• _Problem requirements_: Lines containing the word "image" are to be counted; state their number and nothing further.

• _Entries shown_:
# # # # #
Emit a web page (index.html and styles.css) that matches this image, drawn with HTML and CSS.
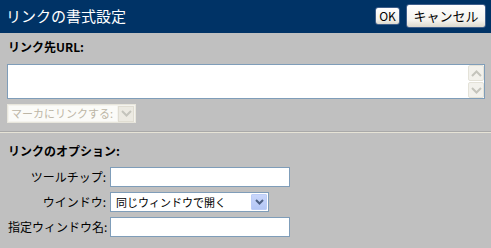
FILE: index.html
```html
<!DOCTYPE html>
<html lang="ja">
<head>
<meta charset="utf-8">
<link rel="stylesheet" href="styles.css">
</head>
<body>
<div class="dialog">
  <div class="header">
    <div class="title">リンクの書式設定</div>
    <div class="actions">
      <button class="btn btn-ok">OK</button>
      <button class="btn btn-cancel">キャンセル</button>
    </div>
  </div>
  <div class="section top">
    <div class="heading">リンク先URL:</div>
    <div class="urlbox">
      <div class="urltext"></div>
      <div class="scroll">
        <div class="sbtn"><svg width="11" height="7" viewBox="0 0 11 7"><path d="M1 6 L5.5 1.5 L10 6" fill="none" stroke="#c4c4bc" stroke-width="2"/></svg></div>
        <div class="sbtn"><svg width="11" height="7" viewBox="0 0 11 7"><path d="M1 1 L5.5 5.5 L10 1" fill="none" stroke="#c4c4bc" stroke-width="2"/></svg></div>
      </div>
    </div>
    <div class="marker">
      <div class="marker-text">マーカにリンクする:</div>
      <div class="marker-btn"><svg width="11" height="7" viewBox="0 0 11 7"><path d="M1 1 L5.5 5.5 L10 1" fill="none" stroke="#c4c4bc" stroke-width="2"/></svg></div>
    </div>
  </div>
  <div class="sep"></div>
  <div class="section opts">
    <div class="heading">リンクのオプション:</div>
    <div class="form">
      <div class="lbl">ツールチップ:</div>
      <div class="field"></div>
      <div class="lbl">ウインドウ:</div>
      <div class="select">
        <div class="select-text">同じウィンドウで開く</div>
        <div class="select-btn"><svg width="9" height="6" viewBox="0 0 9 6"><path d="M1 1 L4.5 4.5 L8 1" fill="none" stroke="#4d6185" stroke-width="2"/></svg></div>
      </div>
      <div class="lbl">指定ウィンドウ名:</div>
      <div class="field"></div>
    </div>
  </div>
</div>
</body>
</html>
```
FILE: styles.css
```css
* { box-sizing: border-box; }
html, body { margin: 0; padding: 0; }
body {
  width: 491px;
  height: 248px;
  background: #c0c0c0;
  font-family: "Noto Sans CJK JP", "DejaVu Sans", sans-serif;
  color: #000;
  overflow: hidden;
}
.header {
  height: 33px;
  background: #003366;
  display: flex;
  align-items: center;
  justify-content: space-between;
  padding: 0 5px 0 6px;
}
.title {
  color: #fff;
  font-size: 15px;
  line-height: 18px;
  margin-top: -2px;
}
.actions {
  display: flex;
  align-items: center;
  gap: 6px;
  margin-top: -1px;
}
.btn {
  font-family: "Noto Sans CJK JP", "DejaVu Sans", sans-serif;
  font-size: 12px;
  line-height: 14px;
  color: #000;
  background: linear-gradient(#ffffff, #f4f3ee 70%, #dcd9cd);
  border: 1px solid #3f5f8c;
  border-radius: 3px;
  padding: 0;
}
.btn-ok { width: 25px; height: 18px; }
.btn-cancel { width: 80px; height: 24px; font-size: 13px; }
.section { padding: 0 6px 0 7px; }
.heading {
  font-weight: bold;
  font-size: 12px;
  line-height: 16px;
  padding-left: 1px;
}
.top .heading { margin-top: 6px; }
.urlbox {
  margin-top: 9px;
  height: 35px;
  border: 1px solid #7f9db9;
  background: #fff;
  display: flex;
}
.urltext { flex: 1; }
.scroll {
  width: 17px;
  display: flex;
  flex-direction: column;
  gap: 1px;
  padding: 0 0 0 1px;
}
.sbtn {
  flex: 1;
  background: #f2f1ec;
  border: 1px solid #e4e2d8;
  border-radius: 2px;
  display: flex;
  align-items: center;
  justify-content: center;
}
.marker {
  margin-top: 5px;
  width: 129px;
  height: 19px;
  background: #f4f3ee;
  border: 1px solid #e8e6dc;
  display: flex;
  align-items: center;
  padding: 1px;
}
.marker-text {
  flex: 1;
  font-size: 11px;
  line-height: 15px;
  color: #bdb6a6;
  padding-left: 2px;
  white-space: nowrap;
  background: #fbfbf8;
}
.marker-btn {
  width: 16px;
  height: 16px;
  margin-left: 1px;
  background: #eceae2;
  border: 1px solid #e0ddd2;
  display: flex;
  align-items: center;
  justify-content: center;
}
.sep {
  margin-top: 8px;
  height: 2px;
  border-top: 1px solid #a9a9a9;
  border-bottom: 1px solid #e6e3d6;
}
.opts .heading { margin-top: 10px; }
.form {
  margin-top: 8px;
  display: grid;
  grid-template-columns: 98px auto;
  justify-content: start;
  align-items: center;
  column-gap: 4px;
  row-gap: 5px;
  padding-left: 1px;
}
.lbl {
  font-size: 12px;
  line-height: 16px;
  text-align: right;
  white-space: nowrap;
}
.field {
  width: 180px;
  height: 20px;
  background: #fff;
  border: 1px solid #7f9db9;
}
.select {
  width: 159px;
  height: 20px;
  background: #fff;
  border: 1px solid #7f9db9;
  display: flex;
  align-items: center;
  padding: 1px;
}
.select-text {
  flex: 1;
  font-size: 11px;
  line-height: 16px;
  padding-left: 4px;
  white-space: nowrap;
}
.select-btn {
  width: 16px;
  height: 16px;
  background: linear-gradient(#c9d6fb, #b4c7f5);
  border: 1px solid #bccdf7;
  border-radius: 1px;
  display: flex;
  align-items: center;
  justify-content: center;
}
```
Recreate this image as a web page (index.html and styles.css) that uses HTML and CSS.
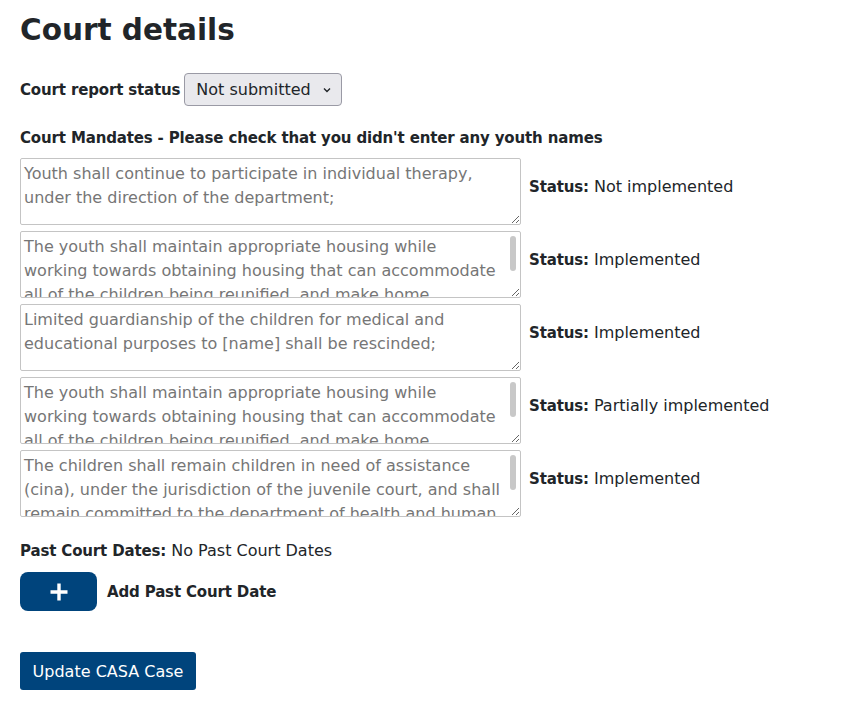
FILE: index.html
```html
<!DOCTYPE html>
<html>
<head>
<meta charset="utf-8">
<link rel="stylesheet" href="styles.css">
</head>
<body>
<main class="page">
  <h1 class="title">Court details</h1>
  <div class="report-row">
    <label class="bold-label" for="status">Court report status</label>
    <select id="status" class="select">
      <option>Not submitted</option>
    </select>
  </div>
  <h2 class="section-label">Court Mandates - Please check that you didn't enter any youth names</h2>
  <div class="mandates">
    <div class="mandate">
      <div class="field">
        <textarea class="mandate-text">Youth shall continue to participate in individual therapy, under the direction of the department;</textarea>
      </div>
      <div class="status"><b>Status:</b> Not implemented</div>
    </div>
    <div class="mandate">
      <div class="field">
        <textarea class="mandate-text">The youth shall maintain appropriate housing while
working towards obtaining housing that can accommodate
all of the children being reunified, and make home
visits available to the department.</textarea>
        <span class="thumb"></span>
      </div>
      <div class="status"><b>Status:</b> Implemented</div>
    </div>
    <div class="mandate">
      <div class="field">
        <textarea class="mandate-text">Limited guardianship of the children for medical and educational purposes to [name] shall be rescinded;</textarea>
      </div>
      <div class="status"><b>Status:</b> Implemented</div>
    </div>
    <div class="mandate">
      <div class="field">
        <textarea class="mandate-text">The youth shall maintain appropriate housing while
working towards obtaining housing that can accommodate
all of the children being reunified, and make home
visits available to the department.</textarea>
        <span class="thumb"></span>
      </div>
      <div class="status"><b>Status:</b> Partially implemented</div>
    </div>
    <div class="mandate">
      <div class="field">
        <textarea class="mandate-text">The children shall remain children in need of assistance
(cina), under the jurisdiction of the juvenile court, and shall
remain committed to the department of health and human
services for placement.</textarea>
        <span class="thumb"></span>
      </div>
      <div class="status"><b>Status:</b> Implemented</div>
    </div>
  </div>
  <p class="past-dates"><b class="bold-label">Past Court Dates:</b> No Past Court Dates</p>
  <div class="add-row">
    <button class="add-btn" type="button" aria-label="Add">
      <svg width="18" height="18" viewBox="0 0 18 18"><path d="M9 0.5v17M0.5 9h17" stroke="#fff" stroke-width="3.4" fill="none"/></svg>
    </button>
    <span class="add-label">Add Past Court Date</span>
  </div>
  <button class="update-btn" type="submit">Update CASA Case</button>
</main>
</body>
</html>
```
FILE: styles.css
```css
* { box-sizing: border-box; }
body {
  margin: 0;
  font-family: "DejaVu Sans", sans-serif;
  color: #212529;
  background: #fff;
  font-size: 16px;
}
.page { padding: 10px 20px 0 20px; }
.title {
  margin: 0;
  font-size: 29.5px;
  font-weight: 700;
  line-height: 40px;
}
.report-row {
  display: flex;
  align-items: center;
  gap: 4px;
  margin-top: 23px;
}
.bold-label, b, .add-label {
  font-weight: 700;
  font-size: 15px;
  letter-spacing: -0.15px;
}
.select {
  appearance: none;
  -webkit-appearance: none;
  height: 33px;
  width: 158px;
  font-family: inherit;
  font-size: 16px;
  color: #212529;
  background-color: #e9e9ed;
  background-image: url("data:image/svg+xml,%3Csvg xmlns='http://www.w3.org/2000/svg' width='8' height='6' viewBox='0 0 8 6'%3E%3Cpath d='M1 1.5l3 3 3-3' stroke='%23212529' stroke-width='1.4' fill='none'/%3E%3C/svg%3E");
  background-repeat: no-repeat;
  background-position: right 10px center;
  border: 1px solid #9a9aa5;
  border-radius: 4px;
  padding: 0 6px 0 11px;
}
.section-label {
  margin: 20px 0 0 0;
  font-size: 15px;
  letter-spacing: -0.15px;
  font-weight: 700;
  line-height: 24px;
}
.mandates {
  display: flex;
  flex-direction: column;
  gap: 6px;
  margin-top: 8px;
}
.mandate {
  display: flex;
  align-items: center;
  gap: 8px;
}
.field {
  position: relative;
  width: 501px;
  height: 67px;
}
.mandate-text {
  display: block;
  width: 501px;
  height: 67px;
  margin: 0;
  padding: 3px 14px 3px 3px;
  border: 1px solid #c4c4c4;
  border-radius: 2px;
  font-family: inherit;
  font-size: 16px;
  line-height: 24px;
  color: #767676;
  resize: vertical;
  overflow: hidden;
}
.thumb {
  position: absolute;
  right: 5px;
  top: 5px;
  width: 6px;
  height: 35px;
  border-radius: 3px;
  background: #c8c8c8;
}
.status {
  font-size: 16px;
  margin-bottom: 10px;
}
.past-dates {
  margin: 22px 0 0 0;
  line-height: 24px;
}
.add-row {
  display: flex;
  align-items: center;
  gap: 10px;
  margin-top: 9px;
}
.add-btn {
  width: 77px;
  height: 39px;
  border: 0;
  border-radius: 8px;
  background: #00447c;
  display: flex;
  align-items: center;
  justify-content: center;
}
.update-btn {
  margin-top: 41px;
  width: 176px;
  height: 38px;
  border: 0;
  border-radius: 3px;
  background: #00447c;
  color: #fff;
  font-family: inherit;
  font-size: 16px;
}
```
# # # # #
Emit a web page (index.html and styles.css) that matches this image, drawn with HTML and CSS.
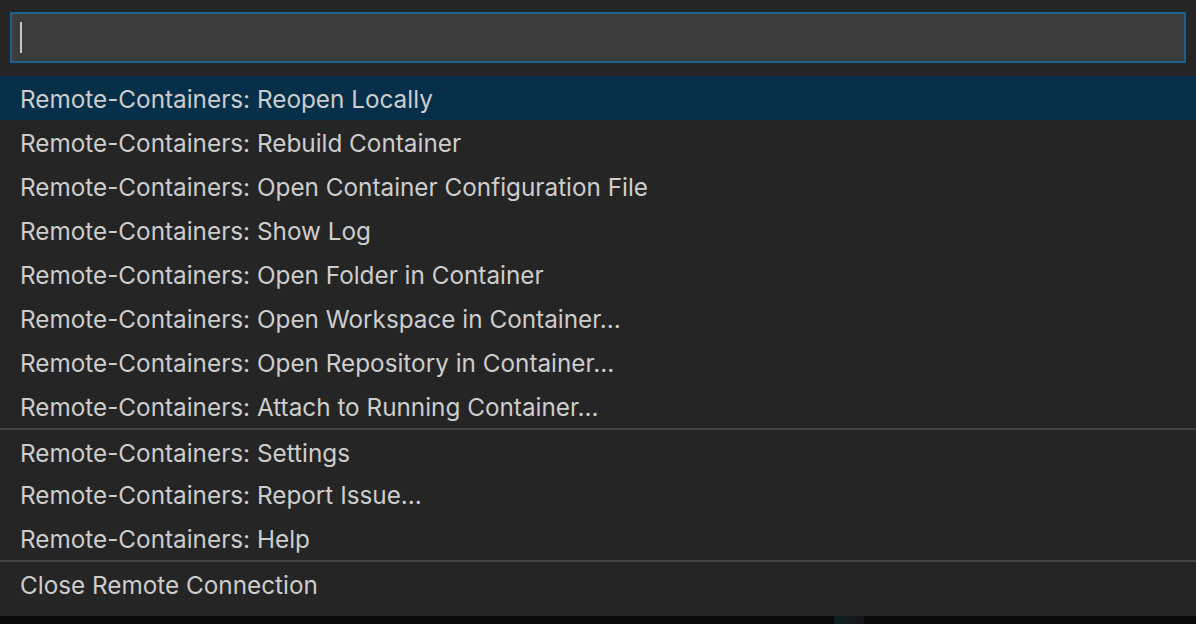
# # # # #
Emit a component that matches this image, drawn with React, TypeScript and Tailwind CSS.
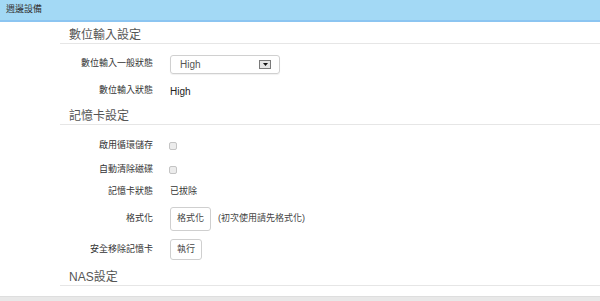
# # # # #
• _The solution_: 5